0

I have a bunch of moderately complicated patterns to match through a multi-GB log. I think between them all of the text matches some of the patterns, however I am curious if i'm missing something in the log.

How can I efficiently find text that didn't match any of the patterns I have?

I am working in python with re but can use whatever package.

Example:

pattern1 =  r'Error at get_next_question with payload: (\{.*\}) and message \'([0-9]*) not in the rule set\'. Model info: \(\'(.*)\', \'(.*)\', \'(.*)\'\)'

pattern2 =  r'Error at get_next_question with payload: (\{.*\}) and message All propositions evaluated to false, next question could not be selected.\nQuestion is: ([0-9]+)\nPropositions evaluated are: (\[\[.*\]\])\nAnswers available: (\[.*\]).
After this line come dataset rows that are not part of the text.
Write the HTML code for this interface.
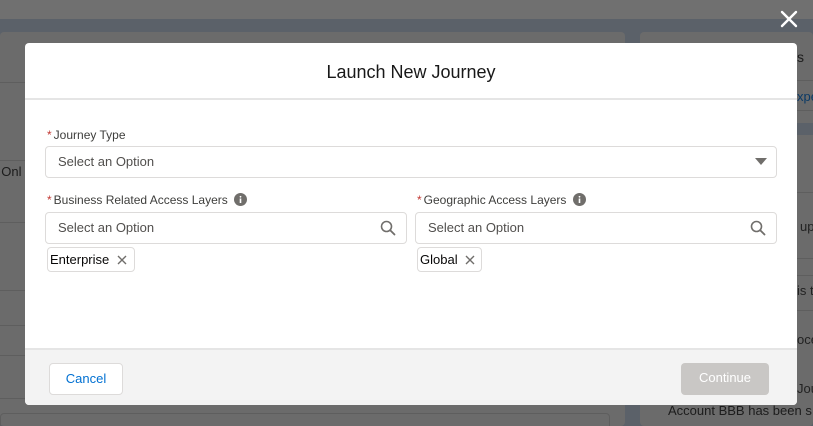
<!DOCTYPE html>
<html style="overflow:hidden;width:813px;height:426px"><head><meta charset="utf-8"><style>
*{box-sizing:border-box;margin:0;padding:0}
body{width:813px;height:426px;overflow:hidden;position:relative;background:#5b6169;font-family:"Liberation Sans",sans-serif}
.abs{position:absolute;white-space:nowrap}
.line{position:absolute;height:1px;background:#5e5e5e}
.modal{position:absolute;left:25px;top:43px;width:772px;height:362px;background:#fff;border-radius:4px;overflow:hidden}
.hdr{height:57px;border-bottom:2px solid #e5e5e5;text-align:center;font-size:18px;line-height:58px;color:#181818}
.lbl{position:absolute;font-size:12px;color:#3e3e3c;white-space:nowrap}
.lbl b{color:#c23934;font-weight:normal;margin-right:2px}
.inp{position:absolute;height:32px;border:1px solid #dddbda;border-radius:4px;font-size:13px;color:#514f4d;line-height:30px;padding-left:12px}
.pill{position:absolute;height:25px;border:1px solid #dddbda;border-radius:4px;font-size:13px;color:#080707;line-height:23px;padding-left:2px}
.ftr{position:absolute;left:0;top:305px;width:772px;height:57px;background:#f3f3f3;border-top:2px solid #e5e5e5}
.btn{position:absolute;top:13px;height:32px;border-radius:4px;font-size:13px;line-height:30px;text-align:center}
</style></head><body>
<div class="abs" style="left:0;top:0;width:813px;height:19px;background:#707070"></div>
<div class="abs" style="left:0;top:32px;width:625px;height:394px;background:#6b6b6b;border-radius:4px"></div>
<div class="abs" style="left:640px;top:32px;width:173px;height:394px;background:#6b6b6b;border-radius:4px"></div>
<div class="abs" style="left:640px;top:123px;width:173px;height:12px;background:#5b6169"></div>
<div class="line" style="left:0;top:82px;width:25px"></div>
<div class="line" style="left:0;top:160px;width:25px"></div>
<div class="line" style="left:0;top:222px;width:25px"></div>
<div class="line" style="left:0;top:290px;width:25px"></div>
<div class="line" style="left:0;top:325px;width:25px"></div>
<div class="line" style="left:0;top:355px;width:25px"></div>
<div class="line" style="left:0;top:398px;width:25px"></div>
<div class="abs" style="left:-6px;top:164px;font-size:13px;color:#1c1c1c">: Onl</div>
<div class="abs" style="left:0;top:413px;width:610px;height:20px;border:1px solid #5e5e5e;border-radius:4px"></div>
<div class="line" style="left:797px;top:80px;width:16px"></div>
<div class="line" style="left:797px;top:110px;width:16px"></div>
<div class="line" style="left:797px;top:192px;width:16px"></div>
<div class="line" style="left:797px;top:258px;width:16px"></div>
<div class="line" style="left:797px;top:275px;width:16px"></div>
<div class="line" style="left:797px;top:310px;width:16px"></div>
<div class="abs" style="left:797px;top:49px;font-size:14px;color:#1c1c1c">s</div>
<div class="abs" style="left:797px;top:89px;font-size:13px;color:#0b3a66">xpe</div>
<div class="abs" style="left:800px;top:219px;font-size:13px;color:#222">up</div>
<div class="abs" style="left:797px;top:283px;font-size:13px;color:#222">is t</div>
<div class="abs" style="left:797px;top:332px;font-size:13px;color:#222">oce</div>
<div class="abs" style="left:797px;top:381px;font-size:13px;color:#222">Jou</div>
<div class="abs" style="left:668px;top:403px;font-size:13px;color:#1c1c1c">Account BBB has been s</div>
<svg class="abs" style="left:780px;top:10px" width="18" height="18" viewBox="0 0 18 18"><path d="M2 2L16 16M16 2L2 16" stroke="#fff" stroke-width="2.4" stroke-linecap="round"/></svg>
<div class="modal">
<div class="hdr">Launch New Journey</div>
<div class="lbl" style="left:22px;top:85px"><b>*</b>Journey Type</div>
<div class="inp" style="left:20px;top:103px;width:732px">Select an Option</div>
<svg class="abs" style="left:730px;top:115px" width="12" height="8"><path d="M0 0H12L6 7Z" fill="#706e6b"/></svg>
<div class="lbl" style="left:22px;top:150px"><b>*</b>Business Related Access Layers <svg width="13" height="13" style="vertical-align:-2px;margin-left:3px" viewBox="0 0 13 13"><circle cx="6.5" cy="6.5" r="6.5" fill="#706e6b"/><rect x="5.7" y="5.5" width="1.6" height="4.5" fill="#fff"/><circle cx="6.5" cy="3.8" r="0.9" fill="#fff"/></svg></div>
<div class="inp" style="left:20px;top:169px;width:362px">Select an Option</div>
<svg class="abs" style="left:355px;top:177px" width="16" height="16" viewBox="0 0 16 16"><circle cx="6.5" cy="6.5" r="5" fill="none" stroke="#706e6b" stroke-width="1.6"/><path d="M10.2 10.2L14.5 14.5" stroke="#706e6b" stroke-width="1.8" stroke-linecap="round"/></svg>
<div class="pill" style="left:22px;top:204px;width:88px">Enterprise <svg width="10" height="10" style="margin-left:4px;vertical-align:-1px"><path d="M1 1L9 9M9 1L1 9" stroke="#706e6b" stroke-width="1.4"/></svg></div>
<div class="lbl" style="left:392px;top:150px"><b>*</b>Geographic Access Layers <svg width="13" height="13" style="vertical-align:-2px;margin-left:3px" viewBox="0 0 13 13"><circle cx="6.5" cy="6.5" r="6.5" fill="#706e6b"/><rect x="5.7" y="5.5" width="1.6" height="4.5" fill="#fff"/><circle cx="6.5" cy="3.8" r="0.9" fill="#fff"/></svg></div>
<div class="inp" style="left:390px;top:169px;width:362px">Select an Option</div>
<svg class="abs" style="left:725px;top:177px" width="16" height="16" viewBox="0 0 16 16"><circle cx="6.5" cy="6.5" r="5" fill="none" stroke="#706e6b" stroke-width="1.6"/><path d="M10.2 10.2L14.5 14.5" stroke="#706e6b" stroke-width="1.8" stroke-linecap="round"/></svg>
<div class="pill" style="left:392px;top:204px;width:65px">Global <svg width="10" height="10" style="margin-left:4px;vertical-align:-1px"><path d="M1 1L9 9M9 1L1 9" stroke="#706e6b" stroke-width="1.4"/></svg></div>
<div class="ftr">
<div class="btn" style="left:24px;width:74px;background:#fff;border:1px solid #dddbda;color:#0070d2">Cancel</div>
<div class="btn" style="left:656px;width:88px;background:#c9c7c5;color:#fff">Continue</div>
</div>
</div>
</body></html>
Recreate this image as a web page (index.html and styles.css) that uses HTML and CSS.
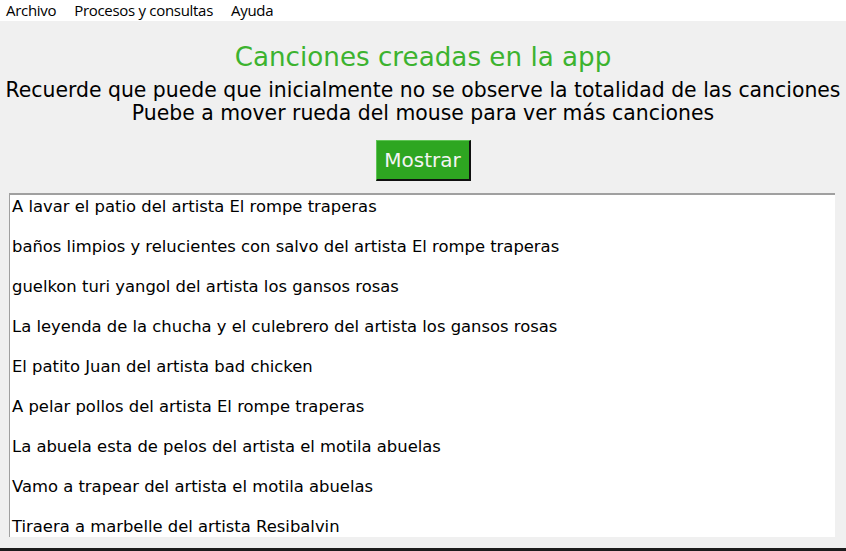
FILE: index.html
```html
<!DOCTYPE html>
<html lang="es">
<head>
<meta charset="utf-8">
<link rel="stylesheet" href="styles.css">
</head>
<body>
<div class="window">
  <nav class="menubar">
    <span class="menu-item">Archivo</span>
    <span class="menu-item">Procesos y consultas</span>
    <span class="menu-item">Ayuda</span>
  </nav>
  <main class="content">
    <h1 class="title">Canciones creadas en la app</h1>
    <p class="note">Recuerde que puede que inicialmente no se observe la totalidad de las canciones<br>Puebe a mover rueda del mouse para ver más canciones</p>
    <button class="btn">Mostrar</button>
    <ul class="listbox">
      <li>A lavar el patio del artista El rompe traperas</li>
      <li>baños limpios y relucientes con salvo del artista El rompe traperas</li>
      <li>guelkon turi yangol del artista los gansos rosas</li>
      <li>La leyenda de la chucha y el culebrero del artista los gansos rosas</li>
      <li>El patito Juan del artista bad chicken</li>
      <li>A pelar pollos del artista El rompe traperas</li>
      <li>La abuela esta de pelos del artista el motila abuelas</li>
      <li>Vamo a trapear del artista el motila abuelas</li>
      <li>Tiraera a marbelle del artista Resibalvin</li>
    </ul>
  </main>
  <div class="bottom-edge"></div>
</div>
</body>
</html>
```
FILE: styles.css
```css
* { box-sizing: border-box; }
html, body { margin: 0; padding: 0; }
body {
  width: 846px;
  height: 551px;
  overflow: hidden;
  background: #f0f0f0;
  font-family: "DejaVu Sans", Verdana, sans-serif;
}
.window {
  display: flex;
  flex-direction: column;
  height: 551px;
}
.menubar {
  height: 21px;
  background: #ffffff;
  display: flex;
  align-items: center;
  gap: 18px;
  padding-left: 6px;
  font-family: "Open Sans", "Noto Sans", sans-serif;
  font-size: 15px;
  color: #000;
}
.menu-item {
  line-height: 21px;
  letter-spacing: -0.3px;
}
.content {
  flex: 1;
  display: flex;
  flex-direction: column;
  align-items: center;
  overflow: hidden;
}
.title {
  margin: 20px 0 0;
  font-weight: normal;
  font-size: 26.2px;
  line-height: 32px;
  color: #3cb32f;
}
.note {
  margin: 6px 0 0;
  font-size: 20.4px;
  line-height: 23px;
  text-align: center;
  color: #000;
  white-space: nowrap;
}
.btn {
  margin-top: 15px;
  width: 95px;
  height: 41px;
  background: #2ea621;
  color: #f4f4f4;
  font-family: "DejaVu Sans", Verdana, sans-serif;
  font-size: 20px;
  border: 1px solid;
  border-color: #5fc455 #101010 #101010 #5fc455;
  border-right-width: 2px;
  border-bottom-width: 2px;
  padding: 0;
}
.listbox {
  list-style: none;
  margin: 12px 0 0;
  align-self: flex-start;
  margin-left: 9px;
  width: 826px;
  height: 344px;
  background: #fff;
  border-top: 2px solid #a0a0a0;
  border-left: 1px solid #a0a0a0;
  padding: 2px 0 0 2px;
  overflow: hidden;
  font-size: 16.4px;
  color: #000;
}
.listbox li {
  height: 20px;
  line-height: 20px;
  margin-bottom: 20px;
  white-space: nowrap;
}
.bottom-edge {
  height: 3px;
  margin-top: 11px;
  background: #1c1c1c;
}
```
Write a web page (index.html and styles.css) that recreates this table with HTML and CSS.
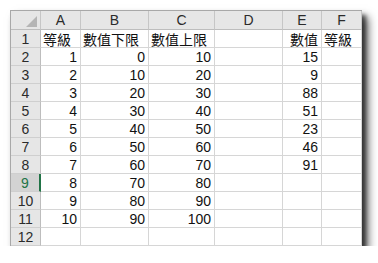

Model info: \(\'(.*)\', \'(.*)\', \'(.*)\'\)'

how do I find text that is not either part of pattern1 or pattern2

We are not guaranteed that all errors are with get_next_question, or have other elements used in these queries.

Edit: further clarification. I am using patterns in a re.findall(pattern,log) approach, not re.match.

To the workflows is

list_of_type1_errors = re.findall(pattern1,log)
list_of_type2_errors = re.findall(pattern2,log)

I want to find if there is a type 3 error that I don't know about.

Is there a more efficient way to do the whole thing?

Ilya
  • 561
  • 2
  • 17

1 Answers1

0

You can simply try all the patterns, and check if there are any that did not match:

patterns = [pattern1, pattern2, ...]
if not any(re.match(pattern, message) for pattern in patterns):
    # do thing

If you've already run the patterns beforehand, then you can cache whatever their results are, and use any() on that instead. That way, you're not running any given pattern more than once. But, of course, there's no way to know whether all the patterns fail unless you actually run all of them.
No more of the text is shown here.